In parallel, the cabinet strongly condemned the latest Israeli violations of the border in a language that had never been used in more than 20 similar incidents since 1978. And the Israeli ambassador in Cairo was summoned and a joint investigation demanded.

Of course, loud voices on both sides were not satisfied. But they will never be. Until recently, Israeli flags had been burnt almost every day in Egyptian cities since the beginning of the year. And some Israeli writers have advocated ripping up the peace treaty and cleaning Sinai of "pockets of terrorism". But on the contrary, both governments and large segments of both populations understand that neither country can afford a schism.

Israel is going through one of the most challenging periods in its short history. It has enough headaches with a nuclear Iran, the unclear future of Syria, an always renewable confrontation with Hamas in Gaza and an unprecedented internal social movement against the government's policies. Adding Egypt to the list is the last thing Israel would want.
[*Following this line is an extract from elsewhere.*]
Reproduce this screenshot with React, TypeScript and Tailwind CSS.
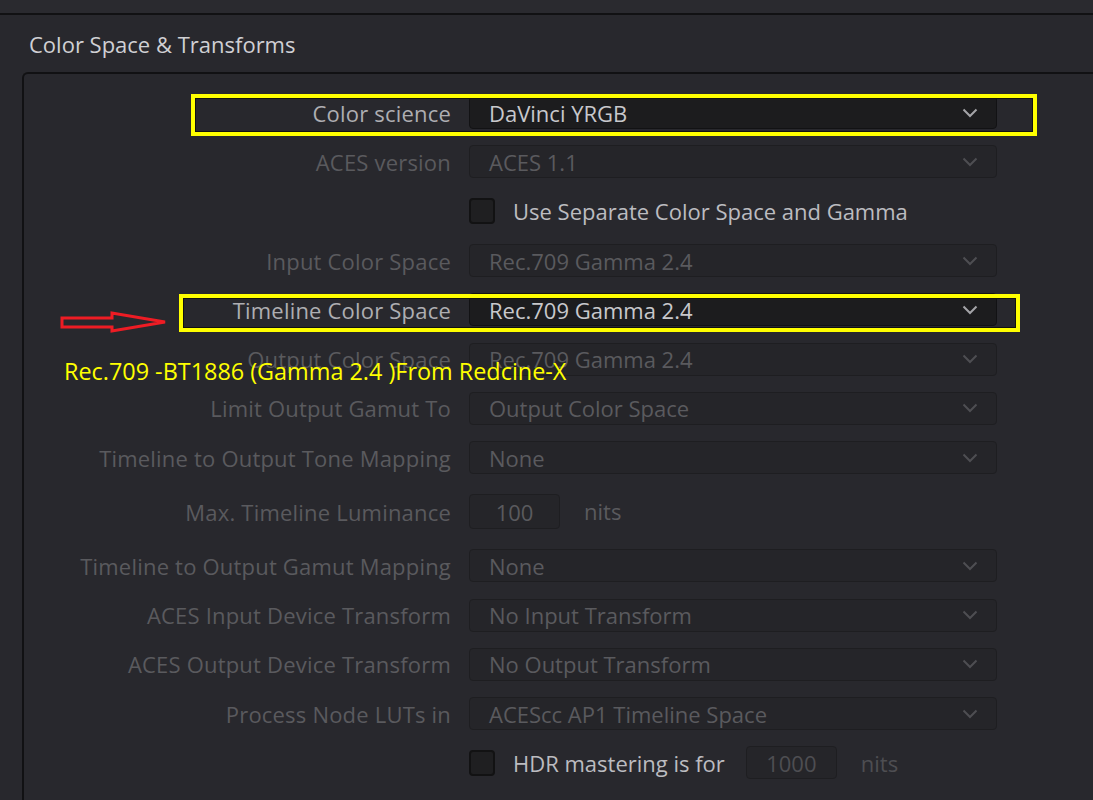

On the other side of the border, the new Egypt with all of its challenges is too fragile to engage in confrontation with anyone, and definitely not Israel. There is a government that cannot handle its relations with the army in an ambiguous transitional period. They cannot even afford a serious diplomatic confrontation; the Egyptian embassy in Tel Aviv is business as usual.

Instead of an explosion, the political tides pull both countries towards the negotiating table to undo the knots tied by three decades of ignoring the reality on the ground.

Diplomacy might divert some of the anger in the streets, but more importantly would allow a renegotiation of some key points without scrapping the Camp David Accords in their entirety. That might translate into a redistribution of Egyptian forces along the border that would guard against threats to Israel's security while granting sovereignty to Egypt on its own soil in real terms - or, at least, more sovereignty than it now has.